Here are the detected and detected boxes heatmap of test images:
Here's a link to my video result
I recorded the positions of positive detections in each frame of the video. I accumulated the positive detection from current frame to past 9 frames (used total 10 frames) to create a heatmap and then threashold the map to identify vehicle potition. I then used scipy.ndimage.measurements.label()
to identify individual blobs in the heatmap. I then assumed each blob corresponded to a vehicle.
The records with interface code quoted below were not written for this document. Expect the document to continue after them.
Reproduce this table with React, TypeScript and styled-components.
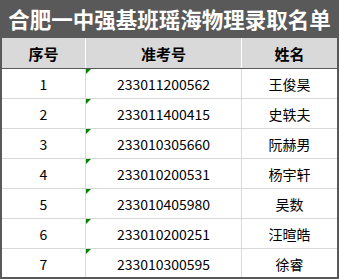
import React from 'react';
import styled, { createGlobalStyle } from 'styled-components';

const GlobalStyle = createGlobalStyle`
    html, body {
        margin: 0;
        padding: 0;
        background: #ffffff;
    }
`;

const Sheet = styled.div`
    box-sizing: border-box;
    width: 339px;
    height: 279px;
    overflow: hidden;
    border-left: 2px solid #595959;
    border-right: 2px solid #595959;
    border-bottom: 2px solid #595959;
    font-family: 'Noto Sans CJK SC', 'Noto Sans', sans-serif;
    color: #000;
`;

const Title = styled.div`
    height: 38px;
    background: #595959;
    color: #ffffff;
    font-size: 21.5px;
    font-weight: 700;
    line-height: 38px;
    text-align: center;
    letter-spacing: 0;
    white-space: nowrap;
`;

const Row = styled.div<{ $header?: boolean }>`
    display: grid;
    grid-template-columns: 84px 156px 95px;
    height: ${(p) => (p.$header ? '30px' : '29px')};
    border-bottom: 1px solid ${(p) => (p.$header ? '#595959' : '#d9d9d9')};
    background: ${(p) => (p.$header ? '#d9d9d9' : '#ffffff')};
    font-size: ${(p) => (p.$header ? '15px' : '14px')};
    font-weight: ${(p) => (p.$header ? 700 : 400)};

    &:last-child {
        border-bottom: none;
    }
`;

const Cell = styled.div<{ $header?: boolean; $divider?: boolean; $textFlag?: boolean }>`
    position: relative;
    display: flex;
    align-items: center;
    justify-content: center;
    border-right: ${(p) => (p.$divider ? `1px solid ${p.$header ? '#ffffff' : '#d9d9d9'}` : 'none')};

    &::before {
        content: '';
        display: ${(p) => (p.$textFlag ? 'block' : 'none')};
        position: absolute;
        top: 0;
        left: 0;
        width: 0;
        height: 0;
        border-top: 5px solid #008000;
        border-right: 5px solid transparent;
    }
`;

const rows = [
    { no: '1', id: '233011200562', name: '王俊昊' },
    { no: '2', id: '233011400415', name: '史轶夫' },
    { no: '3', id: '233010305660', name: '阮赫男' },
    { no: '4', id: '233010200531', name: '杨宇轩' },
    { no: '5', id: '233010405980', name: '吴数' },
    { no: '6', id: '233010200251', name: '汪暄皓' },
    { no: '7', id: '233010300595', name: '徐睿' },
];

export default function App() {
    return (
        <>
            <GlobalStyle />
            <Sheet>
                <Title>合肥一中强基班瑶海物理录取名单</Title>
                <Row $header>
                    <Cell $header $divider>序号</Cell>
                    <Cell $header $divider>准考号</Cell>
                    <Cell $header>姓名</Cell>
                </Row>
                {rows.map((r) => (
                    <Row key={r.no}>
                        <Cell $divider>{r.no}</Cell>
                        <Cell $divider $textFlag>{r.id}</Cell>
                        <Cell>{r.name}</Cell>
                    </Row>
                ))}
            </Sheet>
        </>
    );
}
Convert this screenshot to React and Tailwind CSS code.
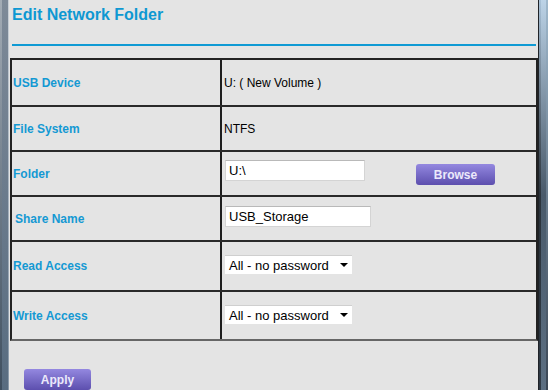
const rows = [
  { label: "USB Device", h: "h-[45px]", kind: "text", value: "U: ( New Volume )" },
  { label: "File System", h: "h-[45px]", kind: "text", value: "NTFS" },
  { label: "Folder", h: "h-[45px]", kind: "folder", value: "U:\\", pad: "pt-[8px]" },
  { label: "Share Name", h: "h-[45px]", kind: "input", value: "USB_Storage", indent: true, pad: "pt-[9px]" },
  { label: "Read Access", h: "h-[50px]", kind: "select", value: "All - no password", pad: "pt-[13px]" },
  { label: "Write Access", h: "h-[49px]", kind: "select", value: "All - no password", pad: "pt-[13px]" },
];

// fake html select, native one draws its own arrow
function FakeSelect({ value }) {
  return (
    <div className="flex items-center w-[127px] h-[19px] bg-white border-t border-[#cfcfcf] pl-[4px] pr-[4px]">
      <span className="flex-1 text-[13px] leading-none text-black whitespace-nowrap">{value}</span>
      <span className="w-0 h-0 border-l-[4px] border-r-[4px] border-t-[4px] border-l-transparent border-r-transparent border-t-black" />
    </div>
  );
}

function PurpleButton({ children, className = "" }) {
  return (
    <button
      className={`block h-[21px] rounded-[3px] bg-gradient-to-b from-[#9488e0] to-[#5d4fae] text-[12px] font-bold text-[#ece9fb] leading-none ${className}`}
    >
      {children}
    </button>
  );
}

function TextBox({ value, w }) {
  return (
    <div className={`${w} h-[21px] bg-white border border-[#d4d4d4] border-t-[#b9b9b9] flex items-center pl-[3px]`}>
      <span className="text-[13px] leading-none text-black">{value}</span>
    </div>
  );
}

export default function App() {
  return (
    <div className="w-[548px] h-[390px] flex overflow-hidden bg-[#e4e4e4] font-['Liberation_Sans',Arial,sans-serif]">
      <div className="w-[9px] shrink-0 flex">
        <div className="w-[2px] bg-gradient-to-b from-[#a3acb5] to-[#3f4f5f]" />
        <div className="flex-1 bg-gradient-to-b from-[#7e8a98] to-[#586c80]" />
        <div className="w-[1px] bg-gradient-to-b from-[#c9d0d7] to-[#8797a7]" />
      </div>

      <div className="w-[529px] shrink-0 flex flex-col">
        <div className="h-[44px] shrink-0 pl-[3px] pt-[6px]">
          <h1 className="text-[16px] font-bold text-[#0e98d2] leading-[18px]">Edit Network Folder</h1>
        </div>
        <div className="ml-[3px] w-[524px] h-[2px] shrink-0 bg-[#0f9ad4]" />

        <div className="mt-[12px] ml-[1px] w-[528px] shrink-0 border-2 border-[#222] border-b-[#666] flex flex-col">
          {rows.map((r, i) => (
            <div key={r.label} className={`flex shrink-0 ${r.h} ${i > 0 ? "border-t-2 border-[#2a2a2a]" : ""}`}>
              <div className="w-[210px] shrink-0 border-r-2 border-[#1e1e1e] flex items-center pl-[1px]">
                <span className={`text-[12px] font-bold text-[#1499d3] ${r.indent ? "pl-[2px]" : ""}`}>{r.label}</span>
              </div>
              <div className={`flex-1 flex ${r.pad ? "items-start " + r.pad : "items-center"}`}>
                {r.kind === "text" && <span className="pl-[2px] text-[12px] text-black">{r.value}</span>}
                {r.kind === "folder" && (
                  <div className="flex items-start pl-[3px]">
                    <TextBox value={r.value} w="w-[140px]" />
                    <PurpleButton className="ml-[51px] w-[79px] mt-[4px]">Browse</PurpleButton>
                  </div>
                )}
                {r.kind === "input" && (
                  <div className="pl-[3px]">
                    <TextBox value={r.value} w="w-[146px]" />
                  </div>
                )}
                {r.kind === "select" && (
                  <div className="pl-[3px]">
                    <FakeSelect value={r.value} />
                  </div>
                )}
              </div>
            </div>
          ))}
        </div>

        <div className="pl-[15px] pt-[28px] shrink-0">
          <PurpleButton className="w-[67px]">Apply</PurpleButton>
        </div>
      </div>

      <div className="w-[10px] shrink-0 flex">
        <div className="w-[1px] bg-[#1f2328]" />
        <div className="w-[2px] bg-gradient-to-b from-[#a9c2d8] via-[#2c343c] to-[#2e3944]" />
        <div className="flex-1 bg-gradient-to-b from-[#bcd3e7] via-[#4a5a6a] to-[#5b6e81]" />
        <div className="w-[2px] bg-gradient-to-b from-[#9fb8cc] to-[#3a4654]" />
      </div>
    </div>
  );
}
I constructed bounding boxes to cover the area of each blob detected.
Here's an example result showing the heatmap from a series of frames of video, the result of scipy.ndimage.measurements.label()
and the bounding boxes then overlaid on the last frame of video:
Here is the output of scipy.ndimage.measurements.label()
on the integrated heatmap and apply label function from all ten frames:
From the result of the test video, I notice that the car sometimes detected only half instead of whole car. I thought the dataset could be augmented to create more car examples with more generality. Shifted, rotation or scale can be used to augment the dataset.
Moreover, two cars overlapped in a car record video happens frequently. To separate cars in overlapping would apply the detection by car position in too close distance and also with tracking method. I just stopped the algorithm in detecting cars for now. But if the tracking method applied would have a better detection result to assist self-driving algorithm.